El lugar parecía bueno para descansar un rato antes de emprender el regreso. Buscando un lugar cómodo me vino el característico olor de los galápagos. Ojeando la orilla buscándolos descubrí un cadáver de ciervo deformado y reventado por la fuerza de la riada. Girado sobre sí mismo de forma grotesca, apenas estaba descompuesto. Rastreando las huellas del meloncilló que sorprendí un rato antes, estaba claro que había estado alimentándose de la carroña por el acceso más fácil.


En ocasiones, el destrozo de la arriá sobre las laderas o la vegetación no transmite en su plenitud la fuerza que pueden a llegar a tener las aguas crecidas. Es necesario contemplar escenas como el cadáver estrujado del ciervo para asumir la fuerza que alcanza la naturaleza y respetar estos ríos.
Ha sido una jornada pródiga en avistamientos de ciervo, desde individuos solitarios hasta manadas mixtas. Siempre me gusta poder ver al gran hervíboro europeo libre en Sierra Morena, fuera de las fincas cercadas que ocupan la mayoría del territorio y en cuyo interior acotado los ciervos son poco más que ganado. Tristes vecinos de los ciervos salvajes que campan a sus anchas fuera de los alambres en un egoísta contraste.
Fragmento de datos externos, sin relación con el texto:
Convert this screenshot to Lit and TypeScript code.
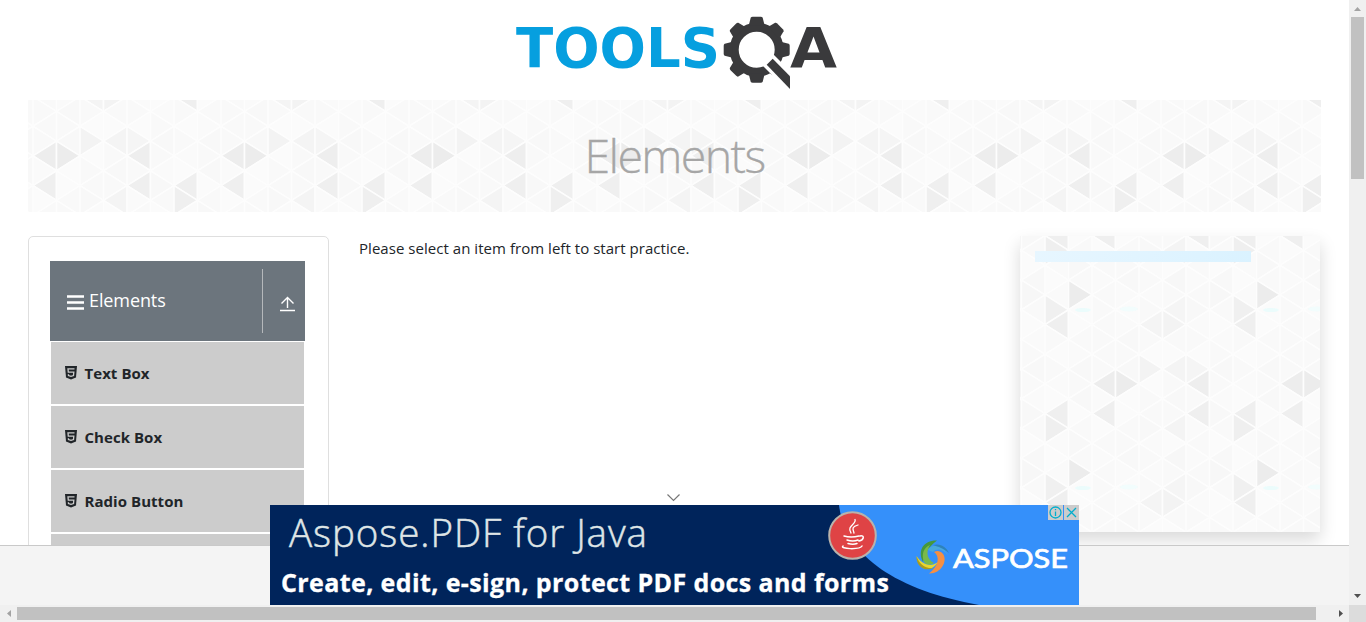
import { LitElement, html, css, svg } from "lit";
import { customElement } from "lit/decorators.js";

const TILE_W = 188;
const TILE_H = 178;
// Grey level of each triangle: one row per strip, twelve triangles down.
const SHADES: string[] = [
  "f8 f9 fb f8 f7 f9 fb fa f9 f8 f9 fa",
  "ef ef fa fb fa f0 ef f9 fb f9 fa fb",
  "fb f9 f8 f9 ec fb fb f9 fa f8 f9 f8",
  "ef fb f9 fa f9 f9 f9 f9 f9 f9 ed fa",
  "fb f9 f9 f8 fa fb fa f8 f9 f8 ec fb",
  "f9 f8 fa f9 fa f9 f4 f9 fb f3 fb f9",
  "f9 f4 fb f7 f9 f5 f3 f9 fb f4 f9 f8",
  "ef fa f9 fa f9 f8 fa f9 fb f5 ee f9",
];

function tile() {
  const cw = TILE_W / 8;
  const h = TILE_H / 12;
  let shapes = "";
  for (let k = -1; k < 9; k++) {
    for (let m = -1; m < 14; m++) {
      const kk = (k + 8) % 8;
      const s = SHADES[kk].split(" ")[(m + 12) % 12];
      const x0 = 1.5 + k * cw;
      const x1 = x0 + cw;
      const y = -0.4 + m * h;
      const left = (kk + m + 12) % 2 === 1;
      const a = left ? x0 : x1;
      const b = left ? x1 : x0;
      shapes += `<path d='M${a} ${y}L${b} ${y - h}V${y + h}Z' fill='%23${s}${s}${s}'/>`;
    }
  }
  return `url("data:image/svg+xml,<svg xmlns='http://www.w3.org/2000/svg' width='${TILE_W}' height='${TILE_H}'><g stroke='%23fdfdfd' stroke-width='1.6' stroke-linejoin='round'>${shapes}</g><g fill='%23e4fdfd' opacity='.7'><ellipse cx='63' cy='74' rx='8' ry='2'/><ellipse cx='109' cy='73' rx='9' ry='2.5' opacity='.6'/></g></svg>")`;
}

const gearTeeth = [0, 45, 90, 135, 180, 225, 270, 315];

@customElement("app-root")
export class AppRoot extends LitElement {
  static styles = css`
    :host { display: block; width: 1366px; height: 622px; overflow: hidden; background: #fff; font-family: "Open Sans", "Noto Sans", sans-serif; color: #212529; }
    * { box-sizing: border-box; }
    .window { display: grid; grid-template: 605px 17px / 1349px 17px; position: relative; }
    .page { overflow: hidden; padding: 0 28px; }
    .logo { display: block; margin: 0 0 0 478px; }
    .banner { width: 1293px; height: 112px; background-position: 121px 86px; display: flex; justify-content: center; }
    .banner-title { font-size: 46.500px; font-weight: 300; line-height: 110px; color: #a6a6a6; letter-spacing: -1.600px; -webkit-text-stroke: .3px #a6a6a6; }
    .columns { display: flex; align-items: flex-start; margin-top: 24px; }
    .side { width: 301px; height: 400px; border: 1px solid #dfdfdf; border-radius: 5px; padding: 24px 23px 0 21px; }
    .group { height: 80px; background: #6c757d; color: #fff; display: flex; align-items: center; padding-left: 17px; }
    .group-icon { margin: 3px 5px 0 0; }
    .group-name { font-size: 18px; letter-spacing: -.1px; flex: 1; line-height: 24px; padding-bottom: 3px; }
    .toggle { height: 64px; width: 43px; border-left: 1px solid #b5b8bb; display: flex; align-items: center; justify-content: center; padding: 6px 0 0 7px; }
    .item { height: 62px; background: #ccc; margin: 1px 1px 2px; display: flex; align-items: center; padding-left: 14px; font-size: 15px; font-weight: 700; letter-spacing: .05px; }
    .item + .item { margin-top: 0; }
    .item-icon { margin-right: 7.500px; }
    .hint { width: 661px; margin-left: 30px; font-size: 15px; line-height: 24px; letter-spacing: .04px; }
    .panel { width: 300px; height: 296px; box-shadow: 0 8px 16px rgba(0,0,0,.15); padding: 15px; }
    .placeholder { width: 216px; height: 11px; background: linear-gradient(100deg, #e7f6ff, #daf2ff); }
    .anchor { position: absolute; left: 0; top: 545px; width: 1349px; height: 60px; background: #f4f4f4; border-top: 1px solid #c9c9c9; }
    .collapse { position: absolute; left: 666px; top: 493px; }
    .ad { position: absolute; left: 270px; top: 505px; }
    .vbar { background: #f0f0f0; display: flex; flex-direction: column; align-items: center; }
    .vthumb { width: 13px; height: 162px; background: #c1c1c1; margin-bottom: auto; }
    .hbar { background: #f0f0f0; display: flex; align-items: center; }
    .hthumb { height: 13px; width: 1299px; background: #c1c1c1; margin-right: auto; }
    .corner { background: #dcdcdc; }
  `;

  private arrow(d: string, fill: string) {
    return html`<svg width="17" height="17"><path d=${d} fill=${fill} /></svg>`;
  }

  private logo() {
    return html`<svg class="logo" width="340" height="100" viewBox="506 0 340 100">
      <g font-family="DejaVu Sans" font-weight="700">
        <text x="516" y="66.500" font-size="55" fill="#069fdf" textLength="204" lengthAdjust="spacingAndGlyphs">TOOLS</text>
        <text x="790" y="67" font-size="56" fill="#3a3a3c" textLength="47" lengthAdjust="spacingAndGlyphs">A</text>
      </g>
      <g fill="#3a3a3c" transform="translate(756.700 49.700)">
        <circle r="22.500" fill="none" stroke="#3a3a3c" stroke-width="9" />
        ${gearTeeth.map((a) => svg`<path transform="rotate(${a})" d="M-8-24L-6-32Q-5.500-33-4-33H4Q5.500-33 6-32L8-24Z" />`)}
      </g>
      <path d="M768 49L790 71V93L760 63Z" fill="#fff" />
      <path d="M772.700 58.700L790 76.300V89L766.700 64.700Z" fill="#3a3a3c" />
    </svg>`;
  }

  private html5() {
    return html`<svg class="item-icon" width="12" height="14" viewBox="0 0 12 14">
      <path d="M0 0H12L11 11.500L6 13.500L1 11.500Z" fill="#212529" />
      <path d="M9.500 2.800H3L3.300 6.200H8.800L8.500 9.500L6 10.300L3.500 9.500L3.400 8.300" fill="none" stroke="#ccc" stroke-width="1.300" />
    </svg>`;
  }

  private ad() {
    return html`<svg class="ad" width="809" height="100">
      <rect width="809" height="100" fill="#00245b" />
      <path d="M569 0C575 50 625 85 709 100H809V0Z" fill="#3590fa" />
      <g font-family="Open Sans">
        <text x="19" y="42" font-size="38.500" font-weight="300" fill="#dfe5e6" stroke="#dfe5e6" stroke-width=".5" textLength="358">Aspose.PDF for Java</text>
        <text x="11" y="86.500" font-size="25" font-weight="700" fill="#fff" stroke="#fff" stroke-width=".3" textLength="608">Create, edit, e-sign, protect PDF docs and forms</text>
      </g>
      <text x="683" y="62.500" font-family="Lato" font-size="26.500" font-weight="400" fill="#fff" stroke="#fff" stroke-width=".7" textLength="115" lengthAdjust="spacingAndGlyphs">ASPOSE</text>
      <circle cx="582.500" cy="30.500" r="23.300" fill="#df4345" stroke="#b9b3ac" stroke-width="2" />
      <g fill="none" stroke="#fff" stroke-linecap="round">
        <path d="M585 14.500C587 19 576 21 581 28M588 20C581 22 583 24 584 28" stroke-width="1.300" />
        <path d="M574 31Q581 33 589 31M577 35Q583 37 588 35M578 38.500Q583 40 587 38.500M590 31C595 30 594 35 589 36M573 41C569 44 590 45 592 41" stroke-width="1.500" />
      </g>
      <path d="M667 35.500C654 35 647 45 653 57C655 49 657 43 667 35.500Z" fill="#46983c" />
      <path d="M654 57C651 49 654 42 660 40C655 48 658 55 664 58C660 61 656 60 654 57Z" fill="#79b94b" />
      <path d="M646.500 51C648 65 660 69 668 57C660 63 652 59 646.500 51Z" fill="#e8d72f" />
      <path d="M646.500 51C646 62 655 67 664 63C655 64 649 59 646.500 51Z" fill="#a99b20" />
      <path d="M664 47C670 51 669 61 659 68.500C671 69 678 56 673 49C670 45.500 667 45.500 664 47Z" fill="#f58f43" />
      <path d="M658 44C665 37 674 42 678 50C672 44 667 43 663 47C661 46 659 46 658 44Z" fill="#48a9dc" />
      <path d="M663 40C671 38 676 42 679 48C673 43 669 42 663 40Z" fill="#2e83ba" />
      <path d="M778 0H793V15H778ZM794 0H809V15H794Z" fill="#ccc" />
      <g fill="none" stroke="#00aecd" stroke-width="1.300"><circle cx="785.500" cy="7.500" r="5.500" /><path d="M785.500 4V5.300M785.500 6.500V11M797 3L806 12M806 3L797 12" /></g>
    </svg>`;
  }

  render() {
    const bg = `background-image:${tile()}`;
    return html`<div class="window">
      <main class="page">
        ${this.logo()}
        <div class="banner" style=${bg}><div class="banner-title">Elements</div></div>
        <div class="columns">
          <nav class="side">
            <div class="group">
              <svg class="group-icon" width="17" height="15"><path d="M0 1.500H17M0 7.500H17M0 13.500H17" stroke="#fff" stroke-width="2.600" /></svg>
              <span class="group-name">Elements</span>
              <span class="toggle"><svg width="15" height="16" fill="none" stroke="#fff" stroke-width="1.400"><path d="M7.500 12V1.500M1.500 7.500L7.500 1.500L13.500 7.500M0 14.500H15" /></svg></span>
            </div>
            ${["Text Box", "Check Box", "Radio Button", "Web Tables"].map((t) => html`<div class="item">${this.html5()}<span>${t}</span></div>`)}
          </nav>
          <div class="hint">Please select an item from left to start practice.</div>
          <aside class="panel" style=${bg}><div class="placeholder"></div></aside>
        </div>
      </main>
      <div class="vbar">${this.arrow("M5 11H12L8.500 7Z", "#a3a3a3")}<div class="vthumb"></div>${this.arrow("M5 6H12L8.500 10Z", "#505050")}</div>
      <div class="hbar">${this.arrow("M11 5V12L7 8.500Z", "#a3a3a3")}<div class="hthumb"></div>${this.arrow("M7 5V12L11 8.500Z", "#505050")}</div>
      <div class="corner"></div>
      <div class="anchor"></div>
      <svg class="collapse" width="15" height="9" fill="none" stroke="#777" stroke-width="1.200"><path d="M1.500 1.500L7.500 7.500L13.500 1.500" /></svg>
      ${this.ad()}
    </div>`;
  }
}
Llegué con más de una hora de adelanto al punto de recogida, un pequeño pontón, mientras seguía diluviando. La única opción parecía refugiarme bajo el mismo, pero divisé no muy lejos una casona abandonada, donde ahora solo residen golondrinas. Usando pedernal y bosta de caballo seca conseguí encender un fuego en la vieja chimenea. La chasquita me permitió entrar en calor y secar la ropa empapada. Un buen momento para descansar y reflexionar.